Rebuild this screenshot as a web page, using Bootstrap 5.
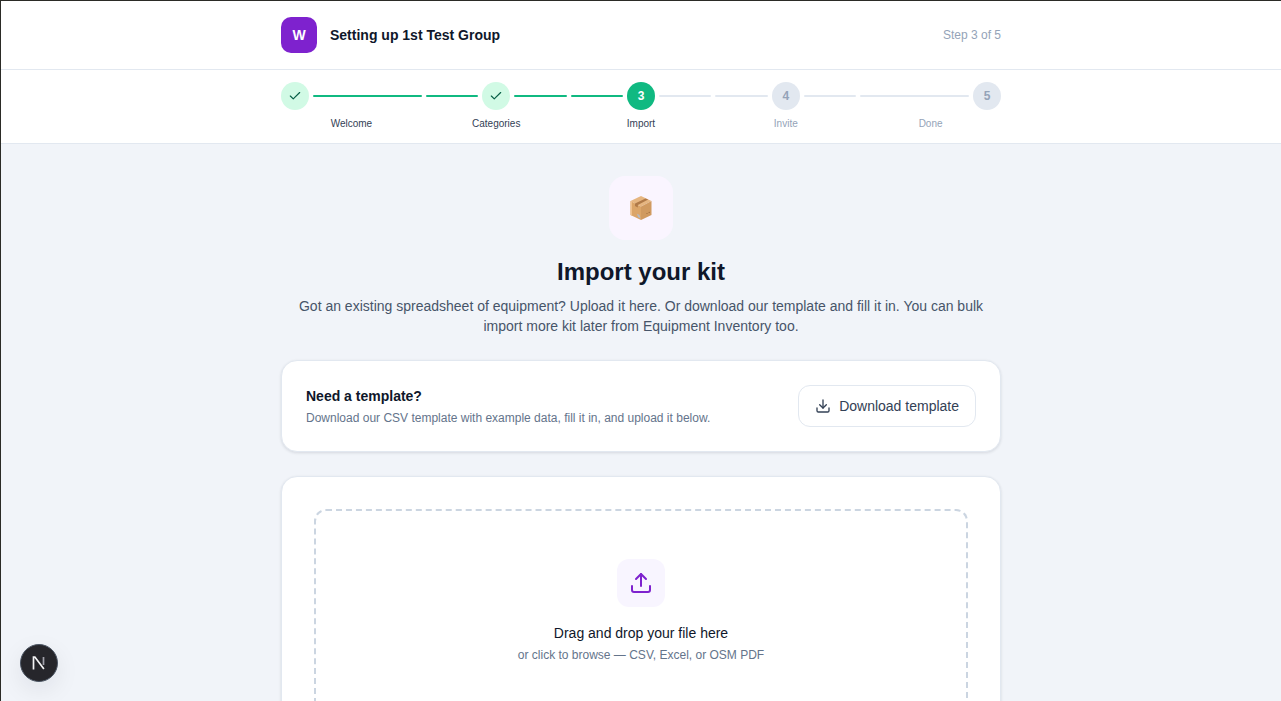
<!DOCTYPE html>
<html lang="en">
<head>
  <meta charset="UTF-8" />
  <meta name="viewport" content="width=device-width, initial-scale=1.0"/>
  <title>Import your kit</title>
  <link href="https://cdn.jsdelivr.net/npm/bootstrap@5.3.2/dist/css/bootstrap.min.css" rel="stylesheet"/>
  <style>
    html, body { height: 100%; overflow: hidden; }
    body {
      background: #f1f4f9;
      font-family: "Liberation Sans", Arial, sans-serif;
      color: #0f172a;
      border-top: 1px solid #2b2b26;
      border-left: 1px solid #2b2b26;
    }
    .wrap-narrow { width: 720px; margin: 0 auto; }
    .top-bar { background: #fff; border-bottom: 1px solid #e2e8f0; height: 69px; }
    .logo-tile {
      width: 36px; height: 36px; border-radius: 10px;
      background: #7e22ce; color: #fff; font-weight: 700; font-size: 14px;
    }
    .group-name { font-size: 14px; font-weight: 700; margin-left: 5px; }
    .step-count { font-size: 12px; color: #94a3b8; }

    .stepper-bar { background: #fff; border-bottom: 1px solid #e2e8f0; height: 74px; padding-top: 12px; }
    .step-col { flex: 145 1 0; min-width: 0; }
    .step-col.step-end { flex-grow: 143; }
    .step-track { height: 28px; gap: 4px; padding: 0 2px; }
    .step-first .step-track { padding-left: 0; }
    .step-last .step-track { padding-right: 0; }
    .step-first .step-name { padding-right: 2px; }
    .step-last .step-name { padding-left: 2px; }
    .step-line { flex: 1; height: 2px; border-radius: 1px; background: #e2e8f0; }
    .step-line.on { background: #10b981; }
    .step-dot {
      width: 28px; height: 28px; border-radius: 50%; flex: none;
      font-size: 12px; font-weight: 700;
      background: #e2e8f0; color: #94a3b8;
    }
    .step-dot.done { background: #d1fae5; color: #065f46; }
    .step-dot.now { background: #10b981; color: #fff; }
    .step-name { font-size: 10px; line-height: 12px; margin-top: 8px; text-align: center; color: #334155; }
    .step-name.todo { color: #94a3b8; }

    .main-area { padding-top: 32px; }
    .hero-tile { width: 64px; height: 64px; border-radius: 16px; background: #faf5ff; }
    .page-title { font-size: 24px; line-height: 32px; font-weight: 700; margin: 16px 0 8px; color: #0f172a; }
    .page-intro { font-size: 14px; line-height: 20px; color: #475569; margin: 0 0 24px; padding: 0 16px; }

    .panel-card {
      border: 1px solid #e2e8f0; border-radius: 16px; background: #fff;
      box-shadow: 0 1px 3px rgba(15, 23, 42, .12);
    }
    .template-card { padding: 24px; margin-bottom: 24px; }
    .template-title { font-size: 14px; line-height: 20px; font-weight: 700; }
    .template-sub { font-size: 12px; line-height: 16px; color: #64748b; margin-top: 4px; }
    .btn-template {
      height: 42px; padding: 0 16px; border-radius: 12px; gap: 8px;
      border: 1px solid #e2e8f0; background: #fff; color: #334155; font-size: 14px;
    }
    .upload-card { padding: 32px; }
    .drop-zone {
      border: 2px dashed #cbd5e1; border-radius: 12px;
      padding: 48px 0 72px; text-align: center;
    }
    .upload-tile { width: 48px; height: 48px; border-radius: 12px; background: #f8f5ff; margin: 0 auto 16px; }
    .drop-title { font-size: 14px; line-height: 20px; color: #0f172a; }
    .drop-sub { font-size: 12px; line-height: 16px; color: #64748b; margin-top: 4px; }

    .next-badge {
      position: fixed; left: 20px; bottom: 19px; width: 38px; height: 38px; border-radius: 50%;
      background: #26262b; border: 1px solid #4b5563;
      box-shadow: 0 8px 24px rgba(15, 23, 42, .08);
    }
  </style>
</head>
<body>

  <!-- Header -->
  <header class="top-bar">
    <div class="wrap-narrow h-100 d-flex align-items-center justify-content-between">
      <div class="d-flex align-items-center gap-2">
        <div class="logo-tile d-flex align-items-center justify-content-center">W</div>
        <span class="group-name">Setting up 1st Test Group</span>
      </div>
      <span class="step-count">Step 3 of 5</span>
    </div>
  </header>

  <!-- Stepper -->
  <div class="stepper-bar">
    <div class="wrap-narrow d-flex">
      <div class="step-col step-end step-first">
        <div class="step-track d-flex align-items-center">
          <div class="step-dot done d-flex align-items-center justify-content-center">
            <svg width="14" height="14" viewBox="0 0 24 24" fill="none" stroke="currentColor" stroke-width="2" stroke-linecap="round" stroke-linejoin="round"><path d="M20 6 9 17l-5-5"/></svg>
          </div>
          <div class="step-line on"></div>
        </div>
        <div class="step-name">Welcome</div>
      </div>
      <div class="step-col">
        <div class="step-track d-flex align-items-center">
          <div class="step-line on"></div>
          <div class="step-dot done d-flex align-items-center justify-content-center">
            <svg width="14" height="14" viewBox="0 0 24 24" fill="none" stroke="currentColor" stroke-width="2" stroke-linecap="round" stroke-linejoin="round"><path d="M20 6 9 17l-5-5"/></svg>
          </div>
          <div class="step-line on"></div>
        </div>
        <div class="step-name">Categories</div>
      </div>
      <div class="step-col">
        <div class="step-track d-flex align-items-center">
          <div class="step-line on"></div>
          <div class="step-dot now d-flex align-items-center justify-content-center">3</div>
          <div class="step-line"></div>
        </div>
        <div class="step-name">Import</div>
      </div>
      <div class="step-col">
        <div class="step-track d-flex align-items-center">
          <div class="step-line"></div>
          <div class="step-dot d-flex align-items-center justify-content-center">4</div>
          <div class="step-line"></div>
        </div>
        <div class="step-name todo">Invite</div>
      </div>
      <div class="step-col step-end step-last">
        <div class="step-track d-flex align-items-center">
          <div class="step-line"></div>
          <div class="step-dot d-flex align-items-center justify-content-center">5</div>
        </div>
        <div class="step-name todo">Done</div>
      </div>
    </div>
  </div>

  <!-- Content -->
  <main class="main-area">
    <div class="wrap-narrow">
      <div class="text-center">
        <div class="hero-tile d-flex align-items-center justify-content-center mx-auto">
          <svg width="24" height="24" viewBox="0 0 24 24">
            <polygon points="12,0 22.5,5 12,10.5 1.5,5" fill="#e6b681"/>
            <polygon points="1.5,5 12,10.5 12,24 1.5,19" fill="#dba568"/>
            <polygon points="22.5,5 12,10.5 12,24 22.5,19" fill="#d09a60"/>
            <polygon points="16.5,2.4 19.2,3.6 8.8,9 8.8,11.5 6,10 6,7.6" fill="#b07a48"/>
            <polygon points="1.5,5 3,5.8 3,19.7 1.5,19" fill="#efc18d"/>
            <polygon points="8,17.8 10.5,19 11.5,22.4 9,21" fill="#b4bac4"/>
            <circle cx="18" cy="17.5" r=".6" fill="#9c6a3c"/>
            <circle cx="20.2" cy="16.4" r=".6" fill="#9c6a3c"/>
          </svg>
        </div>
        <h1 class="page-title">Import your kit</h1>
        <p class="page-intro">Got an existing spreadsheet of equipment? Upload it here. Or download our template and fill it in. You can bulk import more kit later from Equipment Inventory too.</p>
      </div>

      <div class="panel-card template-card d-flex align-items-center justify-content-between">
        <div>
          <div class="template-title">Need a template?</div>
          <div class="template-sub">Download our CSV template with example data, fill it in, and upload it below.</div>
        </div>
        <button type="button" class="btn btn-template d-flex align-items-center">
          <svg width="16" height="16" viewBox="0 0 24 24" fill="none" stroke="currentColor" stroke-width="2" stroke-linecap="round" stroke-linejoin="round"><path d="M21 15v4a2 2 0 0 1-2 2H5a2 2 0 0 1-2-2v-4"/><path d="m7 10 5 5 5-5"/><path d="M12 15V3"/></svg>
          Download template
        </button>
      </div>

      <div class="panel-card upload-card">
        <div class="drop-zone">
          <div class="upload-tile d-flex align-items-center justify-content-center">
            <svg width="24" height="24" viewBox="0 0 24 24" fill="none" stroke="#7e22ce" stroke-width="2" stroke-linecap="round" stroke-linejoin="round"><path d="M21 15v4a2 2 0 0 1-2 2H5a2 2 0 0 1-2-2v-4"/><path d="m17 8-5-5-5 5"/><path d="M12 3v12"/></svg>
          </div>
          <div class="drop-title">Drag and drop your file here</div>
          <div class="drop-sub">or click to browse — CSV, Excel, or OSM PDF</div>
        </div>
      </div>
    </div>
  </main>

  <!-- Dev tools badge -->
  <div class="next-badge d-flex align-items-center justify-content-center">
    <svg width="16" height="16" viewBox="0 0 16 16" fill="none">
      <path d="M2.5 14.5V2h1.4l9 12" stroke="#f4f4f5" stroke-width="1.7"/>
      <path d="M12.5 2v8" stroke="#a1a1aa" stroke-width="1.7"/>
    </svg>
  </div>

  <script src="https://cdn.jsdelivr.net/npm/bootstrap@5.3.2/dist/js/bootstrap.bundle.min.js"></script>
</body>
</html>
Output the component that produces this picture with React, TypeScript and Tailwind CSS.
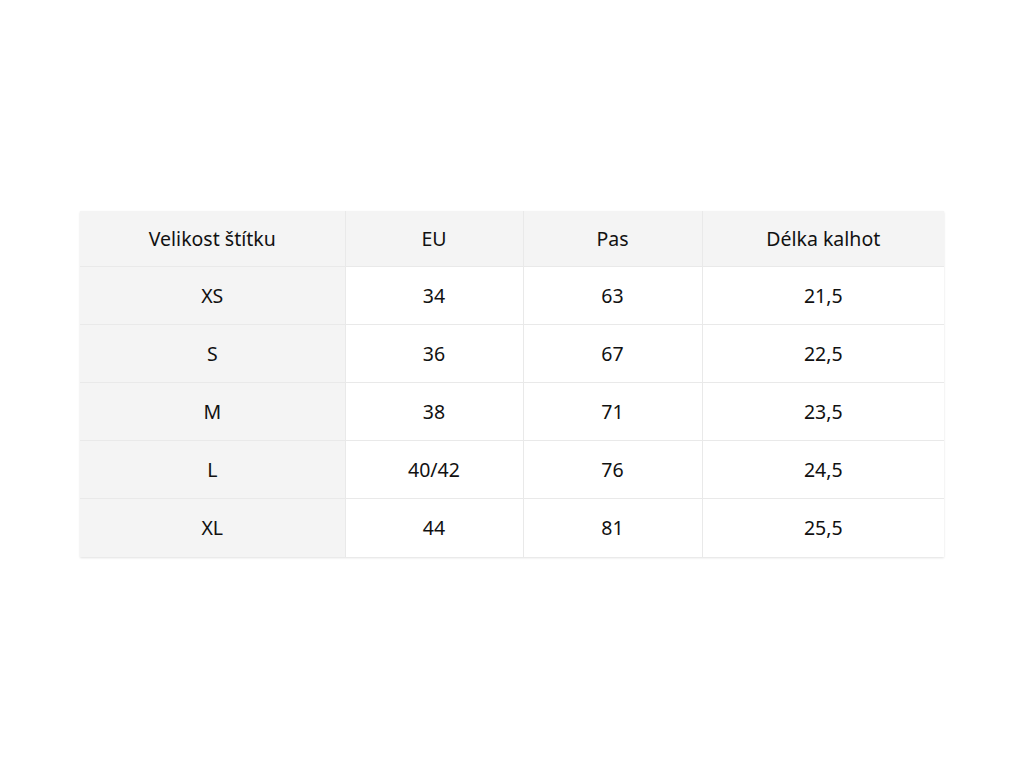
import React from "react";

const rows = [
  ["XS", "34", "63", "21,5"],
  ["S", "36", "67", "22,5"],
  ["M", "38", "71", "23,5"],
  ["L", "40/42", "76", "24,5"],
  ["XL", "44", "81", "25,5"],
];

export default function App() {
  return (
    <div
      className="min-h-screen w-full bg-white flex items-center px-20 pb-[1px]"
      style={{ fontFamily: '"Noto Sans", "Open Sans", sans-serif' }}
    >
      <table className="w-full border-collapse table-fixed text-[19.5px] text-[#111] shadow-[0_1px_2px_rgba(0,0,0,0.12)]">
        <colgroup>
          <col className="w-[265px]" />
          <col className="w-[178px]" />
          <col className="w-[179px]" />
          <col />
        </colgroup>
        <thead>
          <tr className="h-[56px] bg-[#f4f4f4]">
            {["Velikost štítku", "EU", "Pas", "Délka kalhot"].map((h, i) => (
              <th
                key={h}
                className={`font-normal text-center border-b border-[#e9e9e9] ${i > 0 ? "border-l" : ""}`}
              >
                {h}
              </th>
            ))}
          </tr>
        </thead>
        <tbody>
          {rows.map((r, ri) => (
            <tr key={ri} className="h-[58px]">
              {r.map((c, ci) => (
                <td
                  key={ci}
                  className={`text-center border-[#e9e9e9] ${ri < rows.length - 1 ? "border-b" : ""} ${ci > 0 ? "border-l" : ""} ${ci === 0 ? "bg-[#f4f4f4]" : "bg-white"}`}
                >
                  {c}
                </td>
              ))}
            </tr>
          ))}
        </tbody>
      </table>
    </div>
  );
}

-=-=-=-=-

** Given task **
Only the lines from the start of the records through the line containing "12px; color: #94a3b8;" should be repeated, word for word, with the pictures left out.

** Correct response **
Rebuild this screenshot as a web page, using Bootstrap 5.
<!DOCTYPE html>
<html lang="en">
<head>
  <meta charset="UTF-8" />
  <meta name="viewport" content="width=device-width, initial-scale=1.0"/>
  <title>Import your kit</title>
  <link href="https://cdn.jsdelivr.net/npm/bootstrap@5.3.2/dist/css/bootstrap.min.css" rel="stylesheet"/>
  <style>
    html, body { height: 100%; overflow: hidden; }
    body {
      background: #f1f4f9;
      font-family: "Liberation Sans", Arial, sans-serif;
      color: #0f172a;
      border-top: 1px solid #2b2b26;
      border-left: 1px solid #2b2b26;
    }
    .wrap-narrow { width: 720px; margin: 0 auto; }
    .top-bar { background: #fff; border-bottom: 1px solid #e2e8f0; height: 69px; }
    .logo-tile {
      width: 36px; height: 36px; border-radius: 10px;
      background: #7e22ce; color: #fff; font-weight: 700; font-size: 14px;
    }
    .group-name { font-size: 14px; font-weight: 700; margin-left: 5px; }
    .step-count { font-size: 12px; color: #94a3b8; }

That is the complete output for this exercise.